3. With respect to the refunding of processing taxes collected under the Agricultural Adjustment Act of 1933, the Revenue Act of 1936, Title VII, § 906, establishes a special and exclusive administrative procedure before a Board of Review in the Treasury Department,
and provides for a judicial review of the Board's decisions in which may be determined every question of law which. the claimant is entitled to raise, whether general, statutory, or constitutional, including questions as to the validity of any part of Title VII itself, and in which the reviewing court is empowered to direct the Board to enter any designated judgment, the Commissioner of Internal Revenue being required to refund any amount which may thus be found due the claimant. P. 301 U. S. 343.
4. With respect to the refunding of such processing taxes, the Revenue Act of 1936, supra, provides, Title VII, § 902(2), that no refund shall be allowed unless the claimant establishes to the satisfaction of the Board of Review that he bore the burden of the amount paid as tax and "has not been relieved thereof nor reimbursed therefor nor shifted such burden, directly or indirectly" through the inclusion of the amount paid in the price of the product, through reduction of the price paid for the raw material, or "in any manner whatsoever."
(1) If the taxpayer has thus shifted the burden of the tax, he is no longer in a position to claim an actual injury, and the refusal of a refund in such a case cannot be regarded as a denial of constitutional right.
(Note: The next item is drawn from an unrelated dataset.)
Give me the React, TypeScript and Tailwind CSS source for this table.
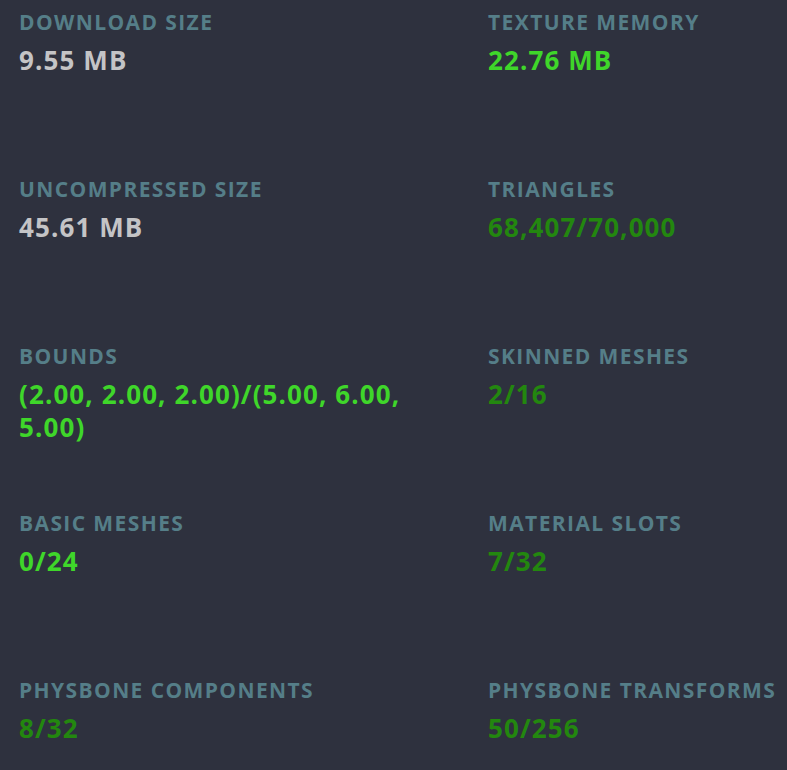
const stats: { label: string; value: string; tone: "plain" | "good" | "ok" }[] = [
  { label: "Download Size", value: "9.55 MB", tone: "plain" },
  { label: "Texture Memory", value: "22.76 MB", tone: "good" },
  { label: "Uncompressed Size", value: "45.61 MB", tone: "plain" },
  { label: "Triangles", value: "68,407/70,000", tone: "ok" },
  { label: "Bounds", value: "(2.00, 2.00, 2.00)/(5.00, 6.00, 5.00)", tone: "good" },
  { label: "Skinned Meshes", value: "2/16", tone: "ok" },
  { label: "Basic Meshes", value: "0/24", tone: "good" },
  { label: "Material Slots", value: "7/32", tone: "ok" },
  { label: "PhysBone Components", value: "8/32", tone: "ok" },
  { label: "PhysBone Transforms", value: "50/256", tone: "ok" },
];

const toneClass = {
  plain: "text-[#c4c4c6]",
  good: "text-[#3fd62a]",
  ok: "text-[#23870f]",
};

export default function App() {
  return (
    <div
      className="h-[770px] w-[787px] overflow-hidden bg-[#2e313e]"
      style={{ fontFamily: '"Open Sans", "Noto Sans", sans-serif' }}
    >
      <div className="grid grid-cols-[469px_1fr]">
        {stats.map((s) => (
          <div key={s.label} className="h-[167px] pl-[19px] pr-[19px] pt-[8px]">
            <div className="text-[21px] leading-[28px] font-bold uppercase tracking-[1.4px] whitespace-nowrap text-[#557e88]">
              {s.label}
            </div>
            <div className={`mt-[8px] text-[26px] leading-[33px] font-bold tracking-[1.1px] ${toneClass[s.tone]}`}>
              {s.value}
            </div>
          </div>
        ))}
      </div>
    </div>
  );
}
P 301 U. S. 348.
(2) The fact that the Act makes no provision for refunding to particular persons, to whom the burden of the invalid exaction may be found to have been shifted, is no concern of the taxpayer. P. 301 U. S. 350.
(3) The statute should not be construed as denying a refund where, from the nature of the case, proof that the tax burden was not shifted is inherently impossible; but the existence of such impossibility is a question of fact which the claimant may raise before the Board; the claimant is required to present to the Board the facts pertaining to the subject, and thereupon it becomes the duty of the Board, upon findings supported by evidence, to make its determination in accordance with the legal rights of the claimant, subject to modification or reversal by the reviewing court if not in accordance with law. P. 301 U. S. 351.
Constitutional questions are not to be decided hypothetically. When particular facts control the decision, they must be shown.
(4) Of two possible constructions of a statute, that one should be adopted which will save, and not destroy, it. An intent to defy the Fifth Amendment or even to come so near to doing so as to raise a serious question of constitutional law cannot be attributed to Congress. P. 301 U. S. 351.
(5) Section 902 is not too vague; it lays down the general principle governing the remedy afforded, leaving its applications to be determined by facts as they appear in particular instances. P. 301 U. S. 353.
5. Section 907(a) of Title VII of the Revenue Act of 1936 provides that, in the administrative proceedings above mentioned, the fact that the average margin per unit of commodity processed was lower during the tax period than the average margin during the period before and after it shall be prima facie evidence that the burden of the processing tax was borne by the claimant taxpayer, and that, if the average margin during the tax period was not lower, it shall be prima facie evidence that none of the burden of such amount was borne by the claimant, but that it was shifted to others. "Tax period" and "period before and after the tax" are defined. Section 907(e) provides that either the claimant or the Commissioner may rebut the presumptions "by proof of the actual extent to which the claimant shifted to others the burdens of the processing tax." Held that the words "actual extent" are used in contradistinction to the presumed extent, according to the prima facie presumption to which the proof in rebuttal is addressed, and that complete opportunity is afforded the claimant to present any evidence which may be pertinent to the questions to be determined by the Board of Review and which may be appropriate to overcome any presumption which might be indulged either under § 907(a) or otherwise. P. 301 U. S. 354.
6. Section 906(b) of the Act of 1936, Title VII, supra, provides that the hearing before the Board is to be conducted by a presiding officer who is either a member of the Board or an officer or employee of the Treasury Department designated by the Secretary of the Treasury, and § 906(e) that the presiding officer is to recommend to the Board, or a division, findings of fact and a decision; but the Board, or a division of it, is required to consider the evidence and make the findings and administrative decision, and the whole scheme of the administrative proceeding presupposes hearing and determination in accordance with the demands of due process. P. 301 U. S. 356.
87 F.2d 773 affirmed.
Certiorari, 300 U.S. 649, to review the affirmance of a judgment of the District Court dismissing, on demurrer to the complaint, an action against the Collector
to recover amounts paid as cotton "processing" taxes and as cotton "floor stock" taxes under the Agricultural Adjustment Act of 1933, which was held unconstitutional by this Court in United States v. Butler, 297 U. S. 1.